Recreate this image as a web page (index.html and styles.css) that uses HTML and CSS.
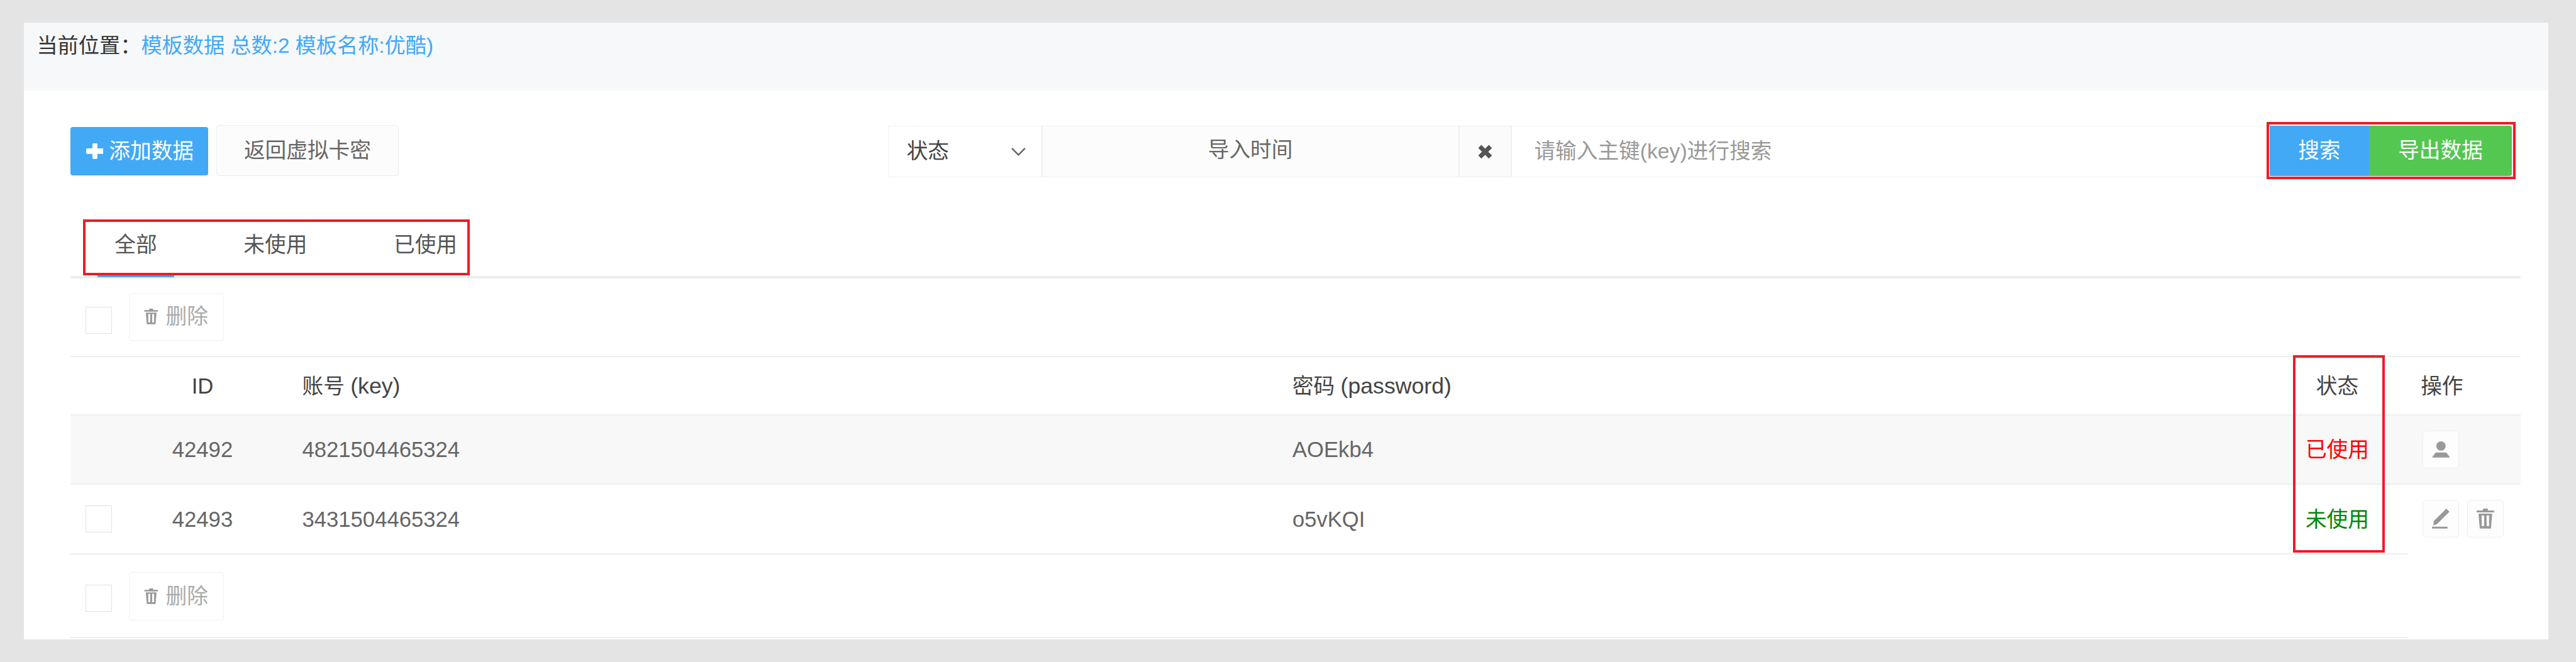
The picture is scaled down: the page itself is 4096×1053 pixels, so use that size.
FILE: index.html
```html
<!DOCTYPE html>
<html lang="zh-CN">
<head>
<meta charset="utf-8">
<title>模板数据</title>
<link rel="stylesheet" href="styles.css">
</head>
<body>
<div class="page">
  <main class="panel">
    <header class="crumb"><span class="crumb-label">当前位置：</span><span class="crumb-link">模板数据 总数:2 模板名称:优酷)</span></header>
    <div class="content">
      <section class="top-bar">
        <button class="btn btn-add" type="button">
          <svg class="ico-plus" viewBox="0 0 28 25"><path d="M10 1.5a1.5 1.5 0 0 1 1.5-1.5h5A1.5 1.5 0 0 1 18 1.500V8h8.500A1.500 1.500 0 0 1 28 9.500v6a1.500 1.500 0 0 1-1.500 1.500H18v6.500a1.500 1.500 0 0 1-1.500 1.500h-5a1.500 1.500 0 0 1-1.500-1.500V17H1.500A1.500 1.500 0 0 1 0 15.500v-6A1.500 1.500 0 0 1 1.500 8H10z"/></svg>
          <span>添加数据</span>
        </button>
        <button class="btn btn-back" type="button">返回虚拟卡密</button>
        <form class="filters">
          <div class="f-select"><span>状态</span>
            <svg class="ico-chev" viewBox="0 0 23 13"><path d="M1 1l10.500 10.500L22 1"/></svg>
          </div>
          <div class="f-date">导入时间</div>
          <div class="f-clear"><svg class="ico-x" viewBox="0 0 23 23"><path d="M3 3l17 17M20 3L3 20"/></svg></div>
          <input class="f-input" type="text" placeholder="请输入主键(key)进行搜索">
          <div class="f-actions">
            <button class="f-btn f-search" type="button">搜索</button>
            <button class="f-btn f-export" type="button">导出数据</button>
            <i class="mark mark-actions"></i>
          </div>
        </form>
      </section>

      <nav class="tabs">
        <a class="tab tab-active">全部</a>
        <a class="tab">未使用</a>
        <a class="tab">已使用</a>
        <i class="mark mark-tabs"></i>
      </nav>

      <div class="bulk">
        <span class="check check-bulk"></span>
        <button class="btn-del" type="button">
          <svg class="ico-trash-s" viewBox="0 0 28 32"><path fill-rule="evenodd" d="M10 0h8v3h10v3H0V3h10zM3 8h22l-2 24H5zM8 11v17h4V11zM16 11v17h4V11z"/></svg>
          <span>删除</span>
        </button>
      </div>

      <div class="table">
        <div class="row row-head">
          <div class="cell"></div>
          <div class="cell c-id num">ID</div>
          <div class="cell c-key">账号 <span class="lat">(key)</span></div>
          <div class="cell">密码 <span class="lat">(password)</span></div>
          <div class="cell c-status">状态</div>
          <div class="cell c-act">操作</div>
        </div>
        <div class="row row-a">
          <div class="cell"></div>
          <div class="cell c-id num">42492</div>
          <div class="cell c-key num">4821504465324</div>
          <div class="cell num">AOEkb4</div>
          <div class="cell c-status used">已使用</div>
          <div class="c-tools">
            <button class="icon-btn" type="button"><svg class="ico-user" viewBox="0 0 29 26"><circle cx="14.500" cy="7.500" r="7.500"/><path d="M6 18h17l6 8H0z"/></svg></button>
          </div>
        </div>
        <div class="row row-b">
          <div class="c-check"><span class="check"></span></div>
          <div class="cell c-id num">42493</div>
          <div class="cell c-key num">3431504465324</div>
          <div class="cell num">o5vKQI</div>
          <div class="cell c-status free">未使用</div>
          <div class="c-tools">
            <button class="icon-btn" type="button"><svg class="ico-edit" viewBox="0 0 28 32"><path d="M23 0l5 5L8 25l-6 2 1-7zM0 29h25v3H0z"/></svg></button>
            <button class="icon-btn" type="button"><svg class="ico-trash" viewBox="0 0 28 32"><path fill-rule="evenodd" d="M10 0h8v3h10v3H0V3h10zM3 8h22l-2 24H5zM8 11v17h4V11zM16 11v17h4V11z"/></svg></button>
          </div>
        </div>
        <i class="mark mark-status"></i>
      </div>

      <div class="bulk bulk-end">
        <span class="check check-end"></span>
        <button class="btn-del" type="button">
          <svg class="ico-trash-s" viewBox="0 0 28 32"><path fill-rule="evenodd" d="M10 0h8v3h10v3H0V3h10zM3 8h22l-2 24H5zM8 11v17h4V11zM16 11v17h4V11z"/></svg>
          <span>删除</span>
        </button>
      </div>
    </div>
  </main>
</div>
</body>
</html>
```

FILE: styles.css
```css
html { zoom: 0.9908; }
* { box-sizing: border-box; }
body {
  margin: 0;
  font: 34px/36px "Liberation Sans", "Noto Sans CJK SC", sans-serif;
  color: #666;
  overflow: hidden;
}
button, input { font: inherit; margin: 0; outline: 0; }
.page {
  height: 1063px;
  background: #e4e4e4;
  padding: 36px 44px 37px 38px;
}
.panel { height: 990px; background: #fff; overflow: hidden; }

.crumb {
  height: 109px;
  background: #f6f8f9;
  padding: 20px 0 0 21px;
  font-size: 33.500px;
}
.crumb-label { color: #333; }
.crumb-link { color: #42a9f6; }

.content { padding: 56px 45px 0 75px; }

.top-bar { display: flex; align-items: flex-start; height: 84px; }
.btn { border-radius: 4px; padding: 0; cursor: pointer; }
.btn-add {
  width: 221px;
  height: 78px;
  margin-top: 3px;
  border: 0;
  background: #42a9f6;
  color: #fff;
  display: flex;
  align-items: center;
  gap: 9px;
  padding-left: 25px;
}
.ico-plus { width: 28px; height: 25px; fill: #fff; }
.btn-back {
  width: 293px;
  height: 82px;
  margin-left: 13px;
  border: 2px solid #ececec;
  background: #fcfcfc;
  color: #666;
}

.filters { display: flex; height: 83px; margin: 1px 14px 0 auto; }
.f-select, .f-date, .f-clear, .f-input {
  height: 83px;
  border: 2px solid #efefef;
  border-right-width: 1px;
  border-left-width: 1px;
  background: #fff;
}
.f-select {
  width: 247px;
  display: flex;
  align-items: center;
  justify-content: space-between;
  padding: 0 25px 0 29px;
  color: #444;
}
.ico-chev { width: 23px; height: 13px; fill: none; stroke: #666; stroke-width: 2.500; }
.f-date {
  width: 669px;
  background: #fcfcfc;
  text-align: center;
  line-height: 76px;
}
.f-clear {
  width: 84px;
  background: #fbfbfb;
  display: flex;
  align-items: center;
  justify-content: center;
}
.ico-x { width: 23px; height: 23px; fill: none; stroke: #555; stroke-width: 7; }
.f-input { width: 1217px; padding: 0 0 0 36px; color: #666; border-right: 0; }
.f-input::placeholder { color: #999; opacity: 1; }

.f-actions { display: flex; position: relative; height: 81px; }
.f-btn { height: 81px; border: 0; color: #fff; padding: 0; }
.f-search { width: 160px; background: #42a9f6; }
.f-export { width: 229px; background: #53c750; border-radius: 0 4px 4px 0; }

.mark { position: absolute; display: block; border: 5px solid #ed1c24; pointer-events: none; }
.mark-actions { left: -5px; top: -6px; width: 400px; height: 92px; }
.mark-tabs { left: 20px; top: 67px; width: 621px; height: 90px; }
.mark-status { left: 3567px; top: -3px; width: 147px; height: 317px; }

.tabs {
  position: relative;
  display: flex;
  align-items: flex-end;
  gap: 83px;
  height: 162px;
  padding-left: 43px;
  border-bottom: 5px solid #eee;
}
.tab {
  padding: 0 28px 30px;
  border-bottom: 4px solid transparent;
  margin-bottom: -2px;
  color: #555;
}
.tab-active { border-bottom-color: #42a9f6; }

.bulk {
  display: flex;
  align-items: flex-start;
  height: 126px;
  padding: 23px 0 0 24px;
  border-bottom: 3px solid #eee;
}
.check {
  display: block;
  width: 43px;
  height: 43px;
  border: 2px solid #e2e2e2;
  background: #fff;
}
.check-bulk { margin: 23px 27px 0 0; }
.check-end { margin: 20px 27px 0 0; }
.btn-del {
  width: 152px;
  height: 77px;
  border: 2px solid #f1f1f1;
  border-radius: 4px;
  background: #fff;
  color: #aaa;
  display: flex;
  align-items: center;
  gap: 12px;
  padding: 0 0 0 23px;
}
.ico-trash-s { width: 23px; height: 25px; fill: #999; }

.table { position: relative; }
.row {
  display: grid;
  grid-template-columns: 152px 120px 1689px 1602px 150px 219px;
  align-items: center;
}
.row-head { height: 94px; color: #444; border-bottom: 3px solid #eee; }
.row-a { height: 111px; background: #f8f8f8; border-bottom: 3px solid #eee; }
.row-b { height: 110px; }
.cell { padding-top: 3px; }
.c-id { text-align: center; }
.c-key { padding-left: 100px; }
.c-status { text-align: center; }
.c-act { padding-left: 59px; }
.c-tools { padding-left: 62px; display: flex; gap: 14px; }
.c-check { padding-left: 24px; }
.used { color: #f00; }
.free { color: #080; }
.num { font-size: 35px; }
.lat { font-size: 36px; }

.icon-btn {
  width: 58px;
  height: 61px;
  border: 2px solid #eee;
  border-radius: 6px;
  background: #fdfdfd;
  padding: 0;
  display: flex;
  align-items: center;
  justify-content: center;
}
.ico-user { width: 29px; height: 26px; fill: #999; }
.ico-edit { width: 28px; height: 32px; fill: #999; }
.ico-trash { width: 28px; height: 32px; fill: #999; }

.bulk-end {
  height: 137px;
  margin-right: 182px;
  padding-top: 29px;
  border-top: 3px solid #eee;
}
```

> **DO THIS**:
Identify which lines contain the word "page" and copy each one.

> **SOLUTION TO THE EXERCISE**:
Recreate this image as a web page (index.html and styles.css) that uses HTML and CSS.
The picture is scaled down: the page itself is 4096×1053 pixels, so use that size.
<div class="page">
.page {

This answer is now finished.